Steve Skroce was initially used as a major selling point for the book (the title was announced with Skroce as artist before any writer had been found), and he is producing remarkable work. He’s going for the Geoff Darrow “thousand-and-one things happening per page” look, and he’s skilled enough to make it work. Not content merely to draw a million shell casings or glass shards during a fight sequence, Skroce is also working out complicated movements for Gambit, car chases, and giant explosions…often on the same page. Occasionally the page layouts can be a little too busy, but the amount of effort he’s put into the issue is obvious. Even if you’ve already dismissed Gambit as a character, it’s hard to deny that this creative team is putting a lot of thought and energy into this book. Unfortunately, given the glut of X-titles, and the general impression that the franchise had gone off the rails by the late ‘90s, the title always had an uphill battle.

2 comments:

Matt said...

I mentioned this when you reviewed issue #0 as well, but I loved this series. It was my favorite X-title at the time, due to the presentation of Gambit as an "affable rogue" (per your review), and also due to the guest spots by characters from the real Marvel Universe, beyond just the X-titles.
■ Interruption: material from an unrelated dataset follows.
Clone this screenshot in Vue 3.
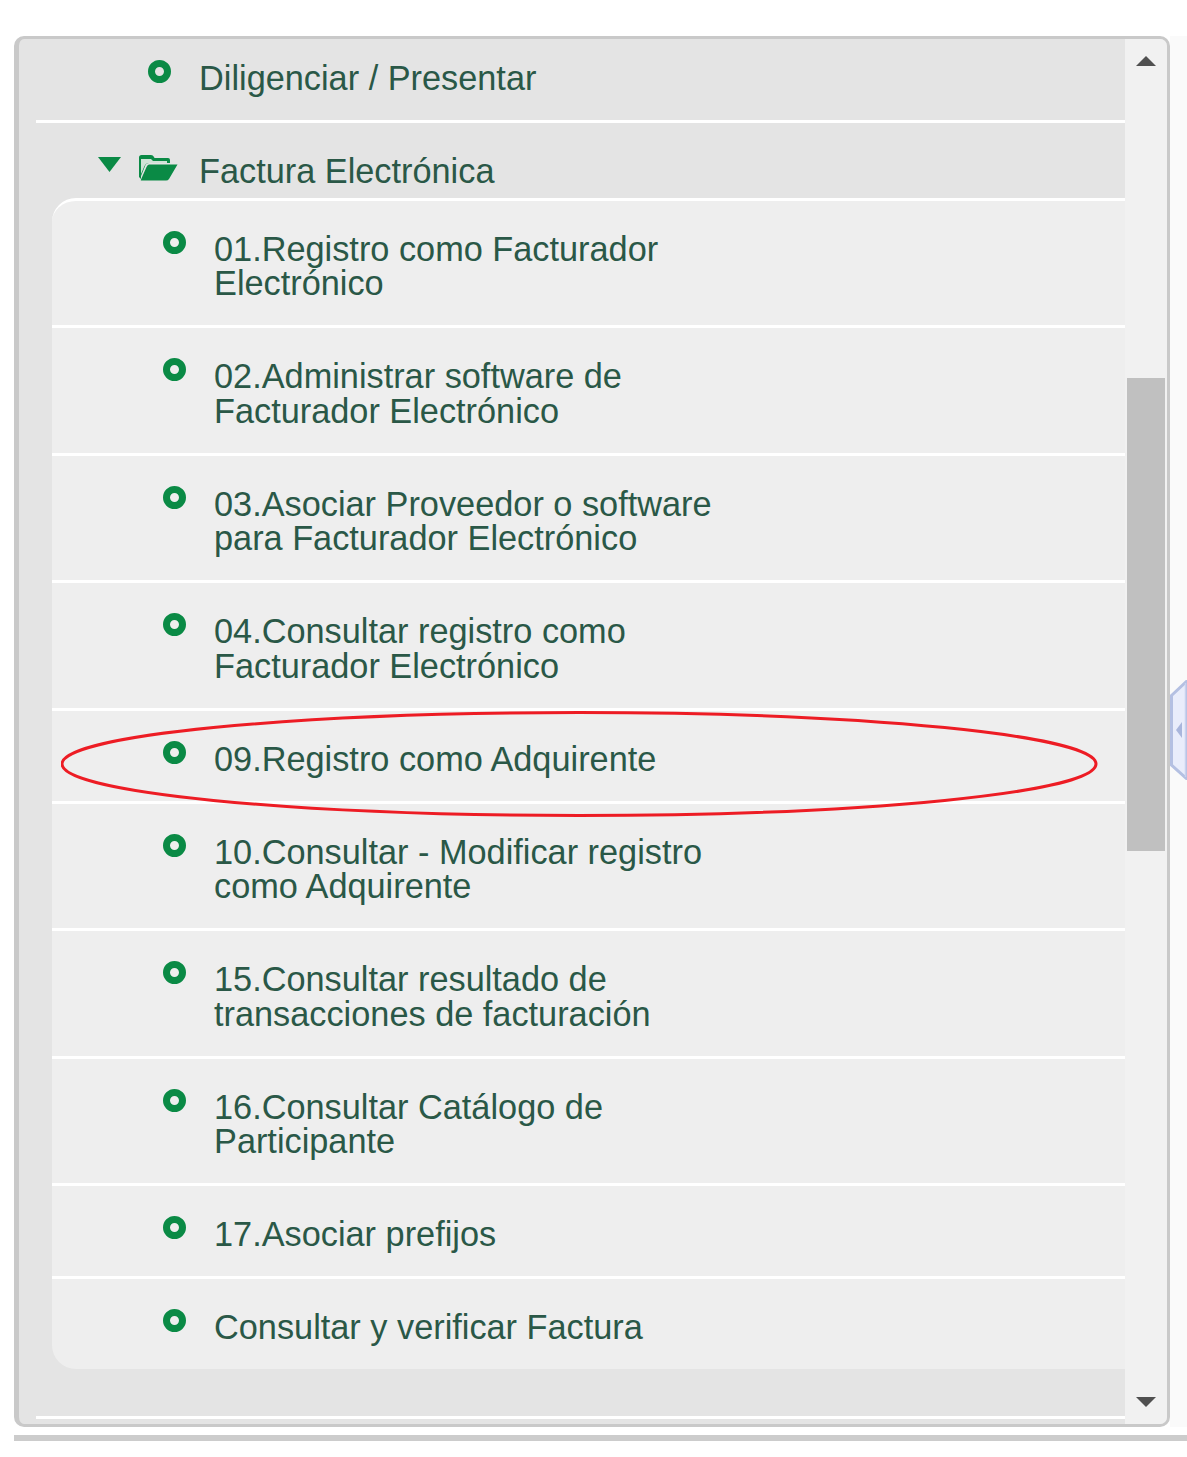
<template>
  <div class="page">
    <div class="frame-row">
      <div class="frame">
        <div class="tree">
          <div class="row top-row">
            <span class="leaf"></span>
            <span class="label">Diligenciar / Presentar</span>
          </div>
          <div class="row folder-row">
            <svg class="caret" width="23" height="15" viewBox="0 0 23 15"><path d="M0 0H23L11.5 15Z" fill="#0a8a45" /></svg>
            <svg class="folder" width="40" height="27" viewBox="0 0 40 27">
              <path d="M1 3.5Q1 1 3.5 1H13Q15 1 16 3L16.5 4H30Q32 4 32 6V9H11Q8.5 9 7.5 11L3 22V25L1 23Z" fill="#0a8a45" />
              <path d="M3 5H13L15 7H29V9H11Q8 9 6.5 12L3 20Z" fill="#cfe3d6" />
              <path d="M11 10.500H39.500L31 25Q30 26.500 28 26.500H3Q2.500 26.500 3 25.500L8.500 13Q9.500 10.500 11 10.500Z" fill="#0a8a45" />
            </svg>
            <span class="label">Factura Electrónica</span>
          </div>
          <div class="sub-panel">
            <div v-for="item in items" :key="item" class="row sub-row">
              <span class="leaf"></span>
              <span class="label">{{ item }}</span>
            </div>
            <div class="row sub-row last">
              <span class="leaf"></span>
              <span class="label">Consultar y verificar Factura</span>
            </div>
          </div>
          <div class="end-line"></div>
        </div>
        <div class="scrollbar">
          <span class="arrow up"></span>
          <div class="thumb"></div>
          <span class="arrow down"></span>
        </div>
      </div>
      <div class="side">
        <svg class="handle" width="17" height="100" viewBox="0 0 17 100">
          <path d="M1.500 15.500L17 1V99L1.500 85Z" fill="#e9edfb" stroke="#b4c0e2" stroke-width="3" />
          <path d="M15.500 3V97" stroke="#c9d2ee" stroke-width="1.500" />
          <path d="M6 50L12 42V58Z" fill="#a9b6dc" />
        </svg>
      </div>
    </div>
    <div class="bottom-strip"></div>
    <svg class="circle" width="1040" height="108" viewBox="0 0 1040 108">
      <ellipse cx="518" cy="54" rx="517" ry="51.500" fill="none" stroke="#ed1c24" stroke-width="3" />
    </svg>
  </div>
</template>

<script setup>
const items = [
  '01.Registro como Facturador Electrónico',
  '02.Administrar software de Facturador Electrónico',
  '03.Asociar Proveedor o software para Facturador Electrónico',
  '04.Consultar registro como Facturador Electrónico',
  '09.Registro como Adquirente',
  '10.Consultar - Modificar registro como Adquirente',
  '15.Consultar resultado de transacciones de facturación',
  '16.Consultar Catálogo de Participante',
  '17.Asociar prefijos',
]
</script>

<style>
html,
body {
  background: #fff;
}
</style>

<style scoped>
.page {
  position: relative;
  width: 1187px;
  height: 1457px;
  padding: 36px 0 0 14px;
  box-sizing: border-box;
  overflow: hidden;
  font-family: "Liberation Sans", Arial, sans-serif;
}
.frame-row {
  display: flex;
  height: 1391px;
}
.frame {
  display: flex;
  width: 1156px;
  box-sizing: border-box;
  border: 3px solid #c9c9c9;
  border-left-width: 5px;
  border-radius: 10px;
  overflow: hidden;
  background: #e4e4e4;
}
.tree {
  flex: 1;
  min-width: 0;
  border-top: 1px solid #f2f2f2;
  margin-top: -1px;
}
.row {
  display: flex;
  align-items: flex-start;
  margin-left: 17px;
  padding-left: 112px;
  color: #2a5847;
  font-size: 34.300px;
  line-height: 34.400px;
}
.top-row {
  padding-top: 22px;
  padding-bottom: 24.600px;
  border-bottom: 3px solid #fff;
}
.folder-row {
  padding-top: 31px;
  padding-left: 62px;
  height: 43.600px;
  box-sizing: content-box;
}
.caret {
  flex: none;
  margin-top: 3px;
  margin-right: 17px;
  filter: blur(0.4px);
}
.folder {
  flex: none;
  margin-right: 21px;
  filter: blur(0.4px);
}
.leaf {
  flex: none;
  width: 23px;
  height: 23px;
  box-sizing: border-box;
  border: 7px solid #0a8a45;
  border-radius: 50%;
  margin-top: -1px;
  margin-right: 28px;
  filter: blur(0.5px);
}
.label {
  width: 530px;
}
.sub-panel {
  margin-left: 33px;
  background: #eeeeee;
  border-top: 3px solid #fff;
  border-radius: 24px 0 0 24px;
  overflow: hidden;
}
.sub-row {
  margin-left: 0;
  padding-left: 111px;
  padding-top: 31px;
  padding-bottom: 24.700px;
  border-bottom: 3px solid #fff;
}
.sub-row.last {
  border-bottom: 0;
  padding-bottom: 24.400px;
}
.end-line {
  height: 3px;
  margin: 47px 0 0 17px;
  background: #fff;
}
.scrollbar {
  flex: none;
  width: 42px;
  display: flex;
  flex-direction: column;
  align-items: center;
  background: #f1f1f1;
  padding: 17px 0 17px;
  box-sizing: border-box;
}
.thumb {
  width: 38px;
  height: 473px;
  margin-top: 312px;
  background: #c0c0c0;
}
.arrow {
  flex: none;
  width: 0;
  height: 0;
  border-left: 10.500px solid transparent;
  border-right: 10.500px solid transparent;
}
.arrow.up {
  border-bottom: 10px solid #505050;
}
.arrow.down {
  margin-top: auto;
  border-top: 10px solid #505050;
}
.side {
  position: relative;
  flex: 1;
  background: #fafafa;
}
.handle {
  position: absolute;
  left: 0;
  top: 644px;
}
.bottom-strip {
  height: 6px;
  margin-top: 8px;
  background: #cccccc;
}
.circle {
  position: absolute;
  left: 61px;
  top: 710px;
}
</style>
I don't recall if I found it hard to follow or not, but I'm guessing I didn't since I enjoyed it so much. It's been on my "re-read" list for some time, but I just haven't gotten around to it.

kerry said...

Agreed, this was a fun series, at least until it whimpered out in Gambit/Bishop mini-series before being forgotten in whatever revamp came after that ("Revolution"?). I was never a big Nicieza fan despite his ubiquity, but this book was right in his wheelhouse. A lot of the stuff he does with Gambit's character never gets referenced again. Nicieza seems like one of those guys, like Peter David, who sets up an elaborate mythology of characters and ideas and organizations that other writers just never pick up on (or want to) for whatever reason.